I followed the procedure in the link: Why is evaluation set draining the memory in pytorch hugging face? It did not work for me.

When I removed the evaluation dataset in the TrainingArguments, it works fine! But if I added it back like the following, it ran out of memory after finishing 10th step of training (because it was going to do evaluation).


import os
os.environ["CUDA_VISIBLE_DEVICES"]="0"
import torch
import torch.nn as nn
import bitsandbytes as bnb
from transformers import AutoTokenizer, AutoConfig, AutoModelForCausalLM

model = AutoModelForCausalLM.from_pretrained(
    'bigscience/bloom-1b1',
    load_in_8bit=True,
    device_map='auto',
)

tokenizer = AutoTokenizer.from_pretrained('bigscience/bloom-1b1')



from peft import LoraConfig, get_peft_model

config = LoraConfig(
    r= 8, #attention heads
    lora_alpha=32, #alpha scaling
    target_modules=["query_key_value"],
    lora_dropout=0.05,
    bias="none",
    task_type="CAUSAL_LM" # set this for CLM or Seq2Seq
)

model = get_peft_model(model, config)


import transformers
trainer = transformers.Trainer(
    model=model,
    train_dataset=tokenized_datasets['train'],
    eval_dataset=tokenized_datasets["validation"],
    args=transformers.TrainingArguments(
        per_device_train_batch_size=1,
        gradient_accumulation_steps=4,
        warmup_steps=2,
        max_steps=60,
        learning_rate=2e-4,
        evaluation_strategy = 'steps',
        eval_accumulation_steps = 1, 
        eval_steps = 10,
        seed =  42,
        report_to="wandb",
        fp16=True,
        logging_steps=1,
        output_dir='outputs'
    ),
    data_collator=transformers.DataCollatorForSeq2Seq(tokenizer, pad_to_multiple_of=8, return_tensors="pt", padding=True)

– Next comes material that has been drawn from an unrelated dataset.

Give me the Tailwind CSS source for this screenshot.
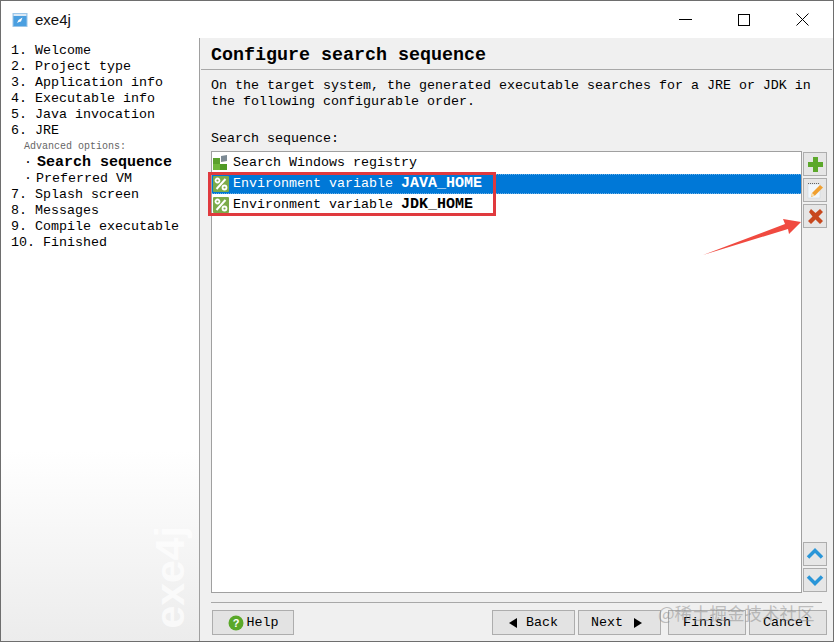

    # data_collator=transformers.DataCollatorForLanguageModeling(tokenizer, mlm=False)
)
model.config.use_cache = False  # silence the warnings. Please re-enable for inference!
trainer.train()

error:

OutOfMemoryError Traceback (most recent call last) in <cell line: 26>() 24 ) 25 model.config.use_cache = False # silence the warnings. Please re-enable for inference! ---> 26 trainer.train() 27 28 wandb.finish()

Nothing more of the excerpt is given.